It’s all coming back to me now (que the dramatic Celine Dion music)

Who doesn’t love a Celine Dion power ballad? The power of the lyrics, the strength of her vocals, and, of course, the feeling you get belting out her hits in your car at the top of your lungs. It becomes even more memorable when you pull up next to a car doing this and make eye contact with the driver. 

With each experience brings new memories, core memories that are either shoved down into the darkest of places or those that are acceptable to reminisce about. The memories you shove down in a place that is supposed to not to see the light of day are meant to house those experiences that are either not worth remembering or those that would open the floodgates of emotions like the hover dam. 

I am very talented at shoving memories down to the darkest crevice (it’s actually one of my strengths), never to see the light of day, only to have them reappear when it is completely inappropriate. Trauma. What can I say. Everyone has their own superpower. 

I recently visited the hospital. The hospital was where I had the pleasure of calling my home for a number of weeks. Although I didn’t go back directly to the ICU unit this time, even entering the doors, going up the elevator was as if I had opened the forbidden door I had tried to lose the key for. The instant waft of the notorious hospital smell brought me right back to lying in a hospital bed, being hooked up to tubs and buzzers. Being wheeled to scans and procedures, counting the ceiling tiles as I went from room to room. 

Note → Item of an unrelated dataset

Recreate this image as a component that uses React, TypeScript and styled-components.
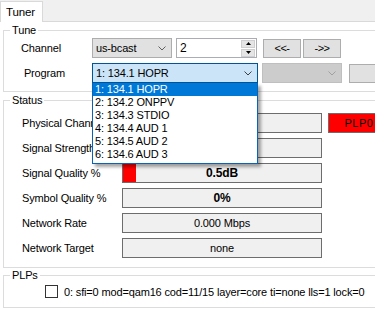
import styled, { createGlobalStyle } from "styled-components";

const GlobalStyle = createGlobalStyle`
  html, body {
    margin: 0;
    padding: 0;
    background: #fff;
    overflow: hidden;
  }
  body {
    font-family: "Liberation Sans", Arial, sans-serif;
    font-size: 11px;
    letter-spacing: -0.15px;
    color: #000;
  }
`;

const programs = [
  "1: 134.1 HOPR",
  "2: 134.2 ONPPV",
  "3: 134.3 STDIO",
  "4: 134.4 AUD 1",
  "5: 134.5 AUD 2",
  "6: 134.6 AUD 3",
];

const statusRows = [
  { label: "Physical Channel", value: "", bold: false, bar: 0, plp: true },
  { label: "Signal Strength %", value: "", bold: false, bar: 0, plp: false },
  { label: "Signal Quality %", value: "0.5dB", bold: true, bar: 13, plp: false },
  { label: "Symbol Quality %", value: "0%", bold: true, bar: 0, plp: false },
  { label: "Network Rate", value: "0.000 Mbps", bold: false, bar: 0, plp: false },
  { label: "Network Target", value: "none", bold: false, bar: 0, plp: false },
];

const Window = styled.div`
  position: relative;
  width: 375px;
  height: 312px;
  overflow: hidden;
  background: #fff;
`;

const TabStrip = styled.div`
  display: flex;
  align-items: flex-end;
  box-sizing: border-box;
  height: 22px;
  background: #f0f0f0;
  border-bottom: 1px solid #d9d9d9;
`;

const Tab = styled.div`
  box-sizing: border-box;
  width: 43px;
  height: 21px;
  margin-bottom: -1px;
  padding: 3px 0 0 5px;
  background: #fff;
  border: 1px solid #d9d9d9;
  border-bottom: none;
  font-size: 11.5px;
  line-height: 14px;
`;

const Page = styled.div`
  display: flex;
  flex-direction: column;
  padding: 2px 0 0 3px;
`;

const Group = styled.fieldset<{ $top: number; $bottom: number }>`
  margin: ${(p) => p.$top}px 0 0 0;
  padding: 0 0 ${(p) => p.$bottom}px 0;
  width: 440px;
  min-width: 0;
  border: 1px solid #dcdcdc;
`;

const Legend = styled.legend`
  margin-left: 6px;
  padding: 0 2px;
  line-height: 13px;
`;

const Rows = styled.div<{ $pad: number; $left: number }>`
  display: flex;
  flex-direction: column;
  gap: 5px;
  padding: ${(p) => p.$pad}px 0 0 ${(p) => p.$left}px;
`;

const Row = styled.div`
  display: flex;
  align-items: center;
  height: 20px;
`;

const Label = styled.div<{ $w: number }>`
  width: ${(p) => p.$w}px;
  flex: none;
  white-space: nowrap;
  overflow: hidden;
`;

const Combo = styled.div<{ $w: number; $state?: "focus" | "off" }>`
  box-sizing: border-box;
  position: relative;
  display: flex;
  align-items: center;
  justify-content: space-between;
  width: ${(p) => p.$w}px;
  height: 20px;
  padding: 0 5px 0 3px;
  flex: none;
  background: ${(p) =>
    p.$state === "focus" ? "#cce4f7" : p.$state === "off" ? "#cccccc" : "#e1e1e1"};
  border: 1px solid
    ${(p) => (p.$state === "focus" ? "#005499" : p.$state === "off" ? "#bfbfbf" : "#adadad")};
  color: ${(p) => (p.$state === "off" ? "#838383" : "#000")};
  white-space: nowrap;
`;

const Spin = styled.div`
  box-sizing: border-box;
  display: flex;
  align-items: center;
  justify-content: space-between;
  width: 81px;
  height: 20px;
  margin-left: 4px;
  padding: 0 1px 0 3px;
  flex: none;
  background: #fff;
  border: 1px solid #abadb3;
  font-size: 12px;
`;

const SpinButtons = styled.div`
  display: flex;
  flex-direction: column;
  gap: 1px;
`;

const SpinButton = styled.div`
  box-sizing: border-box;
  display: flex;
  align-items: center;
  justify-content: center;
  width: 14px;
  height: 8px;
  background: #e5e5e5;
  border: 1px solid #cfcfcf;
`;

const Button = styled.div<{ $w: number; $gap: number }>`
  box-sizing: border-box;
  display: flex;
  align-items: center;
  justify-content: center;
  width: ${(p) => p.$w}px;
  height: 19px;
  margin-left: ${(p) => p.$gap}px;
  flex: none;
  background: #e1e1e1;
  border: 1px solid #adadad;
  font-size: 11px;
  letter-spacing: -0.5px;
`;

const DropList = styled.div`
  position: absolute;
  top: 19px;
  left: -1px;
  z-index: 10;
  box-sizing: border-box;
  width: 166px;
  padding-bottom: 2px;
  background: #fff;
  border: 1px solid #0b63b5;
  border-top: none;
  box-shadow: 3px 3px 3px rgba(0, 0, 0, 0.35);
`;

const DropItem = styled.div<{ $active?: boolean }>`
  height: 13px;
  padding-left: 2px;
  line-height: 13px;
  background: ${(p) => (p.$active ? "#0078d7" : "#fff")};
  color: ${(p) => (p.$active ? "#fff" : "#000")};
  white-space: nowrap;
`;

const ValueBox = styled.div<{ $bold?: boolean }>`
  box-sizing: border-box;
  position: relative;
  width: 200px;
  height: 20px;
  flex: none;
  background: #f0f0f0;
  border: 1px solid #6d6d6d;
  text-align: center;
  line-height: 18px;
  font-weight: ${(p) => (p.$bold ? 700 : 400)};
  font-size: ${(p) => (p.$bold ? "12px" : "11px")};
`;

const Bar = styled.div`
  position: absolute;
  top: 0;
  left: 0;
  bottom: 0;
  background: #ff0000;
`;

const ValueText = styled.span`
  position: relative;
`;

const PlpBox = styled.div`
  box-sizing: border-box;
  width: 62px;
  height: 20px;
  margin-left: 6px;
  flex: none;
  background: #ff0000;
  border: 1px solid #6d6d6d;
  text-align: center;
  line-height: 18px;
  letter-spacing: 0.5px;
`;

const CheckRow = styled.label`
  display: flex;
  align-items: center;
  gap: 6px;
  height: 15px;
  padding: 2px 0 0 41px;
  white-space: nowrap;
`;

const CheckBox = styled.span`
  box-sizing: border-box;
  width: 13px;
  height: 13px;
  flex: none;
  background: #fff;
  border: 1px solid #333;
`;

const Chevron = ({ color }: { color: string }) => (
  <svg width="8" height="5" viewBox="0 0 8 5">
    <path d="M0.5 0.5 L4 4 L7.5 0.5" fill="none" stroke={color} strokeWidth="1" />
  </svg>
);

const Triangle = ({ up }: { up?: boolean }) => (
  <svg width="5" height="3" viewBox="0 0 5 3">
    <path d={up ? "M0 3 L2.5 0 L5 3 Z" : "M0 0 L2.5 3 L5 0 Z"} fill="#000" />
  </svg>
);

export default function App() {
  return (
    <Window>
      <GlobalStyle />
      <TabStrip>
        <Tab>Tuner</Tab>
      </TabStrip>
      <Page>
        <Group $top={0} $bottom={8}>
          <Legend>Tune</Legend>
          <Rows $pad={1} $left={17}>
            <Row>
              <Label $w={71}>Channel</Label>
              <Combo $w={80}>
                <span>us-bcast</span>
                <Chevron color="#606060" />
              </Combo>
              <Spin>
                <span>2</span>
                <SpinButtons>
                  <SpinButton>
                    <Triangle up />
                  </SpinButton>
                  <SpinButton>
                    <Triangle />
                  </SpinButton>
                </SpinButtons>
              </Spin>
              <Button $w={38} $gap={6}>
                &lt;&lt;-
              </Button>
              <Button $w={38} $gap={2}>
                -&gt;&gt;
              </Button>
            </Row>
            <Row>
              <Label $w={71}>&nbsp;Program</Label>
              <Combo $w={166} $state="focus">
                <span>{programs[0]}</span>
                <Chevron color="#404040" />
                <DropList>
                  {programs.map((p, i) => (
                    <DropItem key={p} $active={i === 0}>
                      {p}
                    </DropItem>
                  ))}
                </DropList>
              </Combo>
              <Combo $w={80} $state="off" style={{ marginLeft: 4 }}>
                <span />
                <Chevron color="#a0a0a0" />
              </Combo>
              <Button $w={40} $gap={7} />
            </Row>
          </Rows>
        </Group>
        <Group $top={2} $bottom={9}>
          <Legend>Status</Legend>
          <Rows $pad={6} $left={18}>
            {statusRows.map((r) => (
              <Row key={r.label}>
                <Label $w={100}>{r.label}</Label>
                <ValueBox $bold={r.bold}>
                  {r.bar > 0 && <Bar style={{ width: r.bar }} />}
                  <ValueText>{r.value}</ValueText>
                </ValueBox>
                {r.plp && <PlpBox>PLP0</PlpBox>}
              </Row>
            ))}
          </Rows>
        </Group>
        <Group $top={1} $bottom={8}>
          <Legend>PLPs</Legend>
          <CheckRow>
            <CheckBox />
            0: sfi=0 mod=qam16 cod=11/15 layer=core ti=none lls=1 lock=0
          </CheckRow>
        </Group>
      </Page>
    </Window>
  );
}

I felt the wave of jitters almost immediately while entering the elevator, which rose along with the increasing beats of my heart ringing in my ears. I couldn’t escape and had to try to cope. I went through my routine of trying to adjust to my environment, but like a rotating billboard in my head, all that I could think was how I was supposed to be the strong one. The one who had it together. I wasn’t the one who was admitted that day; I was there to be the village, the support person. 

Inside the recovery room, all that I could manage to do was sway back and forth to keep my anxiety from going into a full episode and instigate tears. If I could concentrate on moving my weight back and forth in a synced motion, it would distract me from the reminder of exactly where I was. From looking at the cold, sterile silver arms on the beds surrounding me, the classic hospital blanket with the two stripes on the top, and of course, the background beeps and tings from machines monitoring vitals. I thought that there had been enough time that had passed that I wouldn’t be affected to the extent of what my body was reacting to. I assumed that since I was a year and a half out from that small experience of being on death’s door, I would be fine now. I’ve processed, I’ve reflected. Obviously not as much as I need to. Experiencing this onset of an anxiety attack in the middle of the hospital was a surprise. I clearly had more processing work to do. 

After leaving and gathering myself, I felt that I was falling backwards. I was moving forward. Conquering my mountains, small and large. I replayed this day in my mind; it felt for days afterward, scrutinizing my reaction and lack of emotional disguise. In all honesty, it felt like I was failing in my recovery to have such a visceral reaction to just entering back into a building. I failed to mask, to keep it together when I had an important job to be the one in the supportive role this time. We are all our harshest critics. I do realize that this is downplaying the significance of what the hospital means to me, what it represents (hey, there trauma), given my history and the impact that my 2024 escapade with sepsis had forever on my life. 

In 2026, I’ve decided that I’m going to fall forward and not apart. Conquer mountains, no matter what the size, even if I need to go back down and try again.